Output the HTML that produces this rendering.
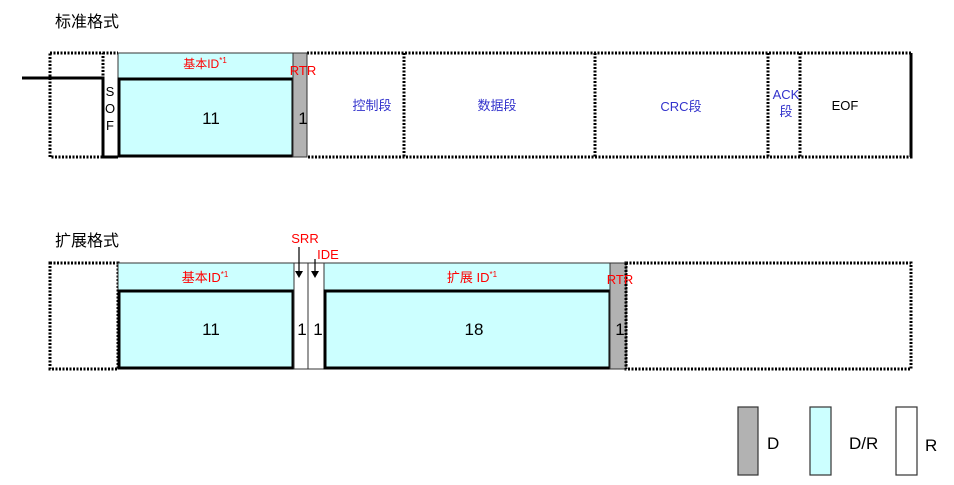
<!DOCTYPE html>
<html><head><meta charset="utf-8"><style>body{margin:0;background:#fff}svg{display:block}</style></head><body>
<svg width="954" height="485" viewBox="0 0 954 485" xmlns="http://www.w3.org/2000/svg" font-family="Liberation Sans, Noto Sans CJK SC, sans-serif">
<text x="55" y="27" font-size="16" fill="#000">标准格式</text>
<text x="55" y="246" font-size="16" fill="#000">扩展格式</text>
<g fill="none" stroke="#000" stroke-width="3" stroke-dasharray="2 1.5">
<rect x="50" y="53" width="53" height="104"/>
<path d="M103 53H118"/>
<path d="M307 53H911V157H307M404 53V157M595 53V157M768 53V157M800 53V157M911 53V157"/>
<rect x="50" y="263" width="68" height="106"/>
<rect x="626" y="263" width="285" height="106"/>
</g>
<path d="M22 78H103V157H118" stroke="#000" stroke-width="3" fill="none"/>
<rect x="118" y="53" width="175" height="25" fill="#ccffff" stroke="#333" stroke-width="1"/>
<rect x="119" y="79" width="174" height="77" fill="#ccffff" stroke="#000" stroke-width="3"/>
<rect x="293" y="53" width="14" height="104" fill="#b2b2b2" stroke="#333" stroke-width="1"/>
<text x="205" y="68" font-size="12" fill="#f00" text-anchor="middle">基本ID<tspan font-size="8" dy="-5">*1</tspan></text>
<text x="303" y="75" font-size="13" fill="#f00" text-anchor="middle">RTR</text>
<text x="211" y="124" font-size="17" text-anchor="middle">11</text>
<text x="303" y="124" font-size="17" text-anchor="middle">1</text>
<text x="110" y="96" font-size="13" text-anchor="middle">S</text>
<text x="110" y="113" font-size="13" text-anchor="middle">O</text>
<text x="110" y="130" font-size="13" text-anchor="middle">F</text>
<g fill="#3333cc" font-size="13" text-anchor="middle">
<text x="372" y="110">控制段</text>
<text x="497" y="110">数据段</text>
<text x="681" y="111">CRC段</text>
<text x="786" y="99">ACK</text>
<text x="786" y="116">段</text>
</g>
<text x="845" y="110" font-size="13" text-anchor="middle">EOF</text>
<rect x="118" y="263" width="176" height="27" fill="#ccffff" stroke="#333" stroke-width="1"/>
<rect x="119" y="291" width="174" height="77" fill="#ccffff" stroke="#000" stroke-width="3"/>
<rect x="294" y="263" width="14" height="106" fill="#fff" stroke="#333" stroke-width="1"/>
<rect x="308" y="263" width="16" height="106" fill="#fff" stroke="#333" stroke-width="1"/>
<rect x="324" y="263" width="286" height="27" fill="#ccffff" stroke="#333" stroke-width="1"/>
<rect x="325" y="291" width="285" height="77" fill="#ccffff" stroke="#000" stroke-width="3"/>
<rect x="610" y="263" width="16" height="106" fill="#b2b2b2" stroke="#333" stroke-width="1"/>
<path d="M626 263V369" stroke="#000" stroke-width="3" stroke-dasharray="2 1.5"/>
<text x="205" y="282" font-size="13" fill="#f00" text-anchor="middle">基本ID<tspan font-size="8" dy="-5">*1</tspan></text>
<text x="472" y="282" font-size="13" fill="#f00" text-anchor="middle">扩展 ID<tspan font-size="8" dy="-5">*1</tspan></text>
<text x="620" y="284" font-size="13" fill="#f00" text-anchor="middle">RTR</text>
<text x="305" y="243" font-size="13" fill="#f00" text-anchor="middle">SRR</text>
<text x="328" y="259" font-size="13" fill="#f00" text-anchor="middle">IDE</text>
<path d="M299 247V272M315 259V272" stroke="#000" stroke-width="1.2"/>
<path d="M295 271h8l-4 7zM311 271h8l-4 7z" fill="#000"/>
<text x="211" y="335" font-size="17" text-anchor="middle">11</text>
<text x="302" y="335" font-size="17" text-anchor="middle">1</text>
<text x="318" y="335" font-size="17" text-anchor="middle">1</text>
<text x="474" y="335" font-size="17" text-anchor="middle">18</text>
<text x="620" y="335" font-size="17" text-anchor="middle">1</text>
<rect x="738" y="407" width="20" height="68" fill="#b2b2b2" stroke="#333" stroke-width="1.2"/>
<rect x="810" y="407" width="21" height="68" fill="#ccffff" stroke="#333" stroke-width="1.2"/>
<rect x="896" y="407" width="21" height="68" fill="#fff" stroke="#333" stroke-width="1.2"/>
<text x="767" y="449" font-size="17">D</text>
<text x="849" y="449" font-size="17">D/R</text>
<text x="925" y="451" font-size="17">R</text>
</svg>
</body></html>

=====

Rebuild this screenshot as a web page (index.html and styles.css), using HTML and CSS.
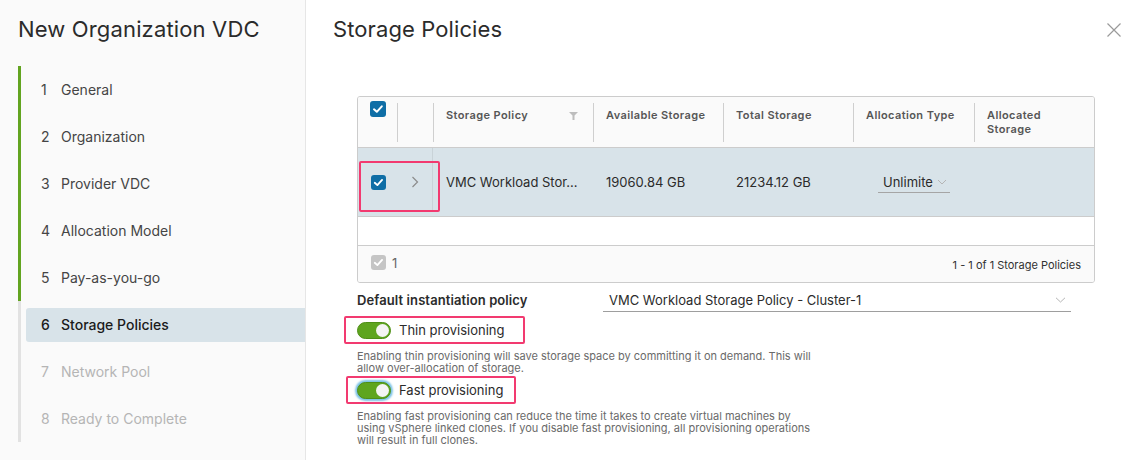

=====

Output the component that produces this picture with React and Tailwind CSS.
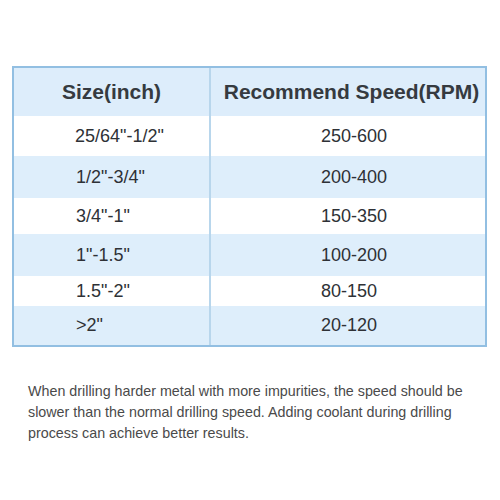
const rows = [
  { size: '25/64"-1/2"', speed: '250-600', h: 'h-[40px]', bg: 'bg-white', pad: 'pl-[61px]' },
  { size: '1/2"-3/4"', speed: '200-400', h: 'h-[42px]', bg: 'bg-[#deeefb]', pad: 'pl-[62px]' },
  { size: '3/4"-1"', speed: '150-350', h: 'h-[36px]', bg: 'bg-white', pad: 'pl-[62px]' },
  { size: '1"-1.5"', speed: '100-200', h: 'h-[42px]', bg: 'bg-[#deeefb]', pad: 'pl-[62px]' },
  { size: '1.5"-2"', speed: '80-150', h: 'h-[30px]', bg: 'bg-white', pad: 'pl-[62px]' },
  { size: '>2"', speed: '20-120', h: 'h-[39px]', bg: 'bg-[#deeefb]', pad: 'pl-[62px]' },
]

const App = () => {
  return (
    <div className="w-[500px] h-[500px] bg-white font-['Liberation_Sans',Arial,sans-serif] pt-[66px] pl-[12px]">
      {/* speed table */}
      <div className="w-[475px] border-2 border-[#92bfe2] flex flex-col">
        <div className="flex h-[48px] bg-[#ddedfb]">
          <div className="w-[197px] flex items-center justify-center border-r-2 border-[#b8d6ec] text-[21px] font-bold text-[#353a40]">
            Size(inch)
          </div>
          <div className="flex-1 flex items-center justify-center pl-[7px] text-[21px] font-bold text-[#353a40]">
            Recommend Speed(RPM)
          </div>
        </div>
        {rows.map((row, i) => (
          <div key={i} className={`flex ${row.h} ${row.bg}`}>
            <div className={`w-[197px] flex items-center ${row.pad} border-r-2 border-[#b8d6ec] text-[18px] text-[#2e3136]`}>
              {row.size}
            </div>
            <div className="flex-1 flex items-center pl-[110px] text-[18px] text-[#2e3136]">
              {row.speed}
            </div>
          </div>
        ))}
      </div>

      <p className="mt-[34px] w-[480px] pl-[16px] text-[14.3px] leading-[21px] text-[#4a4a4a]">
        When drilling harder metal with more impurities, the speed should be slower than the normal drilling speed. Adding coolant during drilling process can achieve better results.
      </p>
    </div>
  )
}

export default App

=====

→ What you have to do: Gather all lines from the listing above in which "that" occurs.

→ Exercise answer:
Output the HTML that produces this rendering.
Output the component that produces this picture with React and Tailwind CSS.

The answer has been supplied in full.